It is finally time for kick off. The long wait for the English Premier League season is over and African fans, who have long enjoyed and affiliated themselves with clubs from the UK, can’t wait. But who will they be shouting for? And how many will be watching their own tournament, with CAF Champions League semi-final spots up for grabs? Meanwhile, in Congo they will be celebrating a new high and, at under-17 level, contemplating the upcoming World Cup.
Who has Africa’s support?
The number of African players in England’s top flight seems alarmingly low, but has been bolstered by two signings this week. Ivory Coast forward Max Gradel joined Bournemouth from Saint-Etienne, where he was their leading scorer with 17 goals, while Malian defender Bakary Sako has signed for Crystal Palace on a free transfer after leaving Championship side Wolves.
There were few big movers — and stars such as Didier Drogba have left — but that has not stopped the support and the Premier League still captures hearts and minds on the African continent, which is gearing up for the opening weekend.
A recent BBC survey into which clubs Africans tend to support discovered that it goes no further than the traditional big three. In West Africa, Chelsea reigns supreme largely thanks to Drogba’s legacy while, in the east and the north, its Arsenal who they favour. In the South, Manchester United, where South Africa’s Quinton Fortune played, hold sway.
Congo’s new high
The latest FIFA rankings would have made pleasant reading for Claude Le Roy, the veteran coach who has guided Congo to 43rd, their highest-ever position. Congo climbed four places, which was reward for a year that saw them finish fifth at the African Nations’ Cup, their best finish in the tournament since 1992 Congo’s ascendancy created room for another African country — Cape Verde — to move into top 50.
There are now eight in that elite group, even though Egypt (52) and Nigeria (53) have slipped out. Algeria retains the top position among African countries and sits at 19th overall, followed by Ivory Coast, Ghana, Tunisia, Senegal and Cameroon, as well as Congo and Cape Verde.
Under-17 World Cup draw
Nigeria will begin their title defence when they play the opening match of the upcoming age-group World Cup against host nation Chile on Oct. 17. The Golden Eaglets coach, Emmanuel Amuneke, called the prospect of facing the hosts draw “interesting,” and said there would be no easy games for his players, who are also pitted with Croatia and the United States in Group A.
Although Nigeria are the current world champions, they are not the African champions. That honour belongs to Mali, who beat South Africa 2-0 in March to take the title and who have been drawn in Group D with Belgium, Honduras and Ecuador.
South Africa have also qualified and their media had mixed reaction to the draw, which pitted them in Group E, with Costa Rica, Russia and North Korea. One newspaper, The Citizen, called it a “tough draw” while the SuperSport website labelled it a “kind draw.”
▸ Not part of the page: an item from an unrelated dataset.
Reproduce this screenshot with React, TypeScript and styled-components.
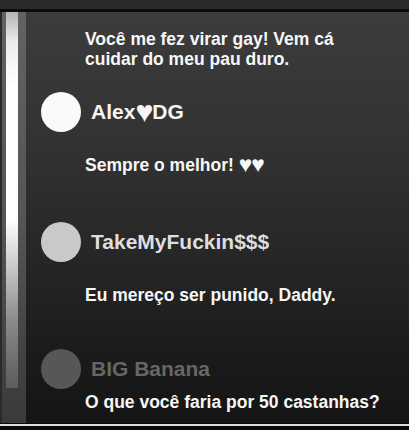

Africa’s other team at the tournament is Guinea, who will have a difficult time in Group B against England, Brazil and Korea Republic.
Semis in their sights
Algerian side USM Alger could confirm their place in the final four — for the first time since 2003 — of the CAF Champions League with a win over their countrymen, MC El Eulma.
USMA have won all three group matches they have played so far to open a five-point gap at the top. Remarkably, they have achieved that despite not having had a head coach since May, when Otto Pfister was dismissed.
The other match in Group B sees defending champions ES Setif meet Sudanese side Al-Merrikh. Meanwhile, in Group A, the other Sudanese team still in contention, Al-Hilal, face Moghreb Tetouan knowing that victory will put them on the fringes of the final four. TP Mazembe play Egypt’s Smouha.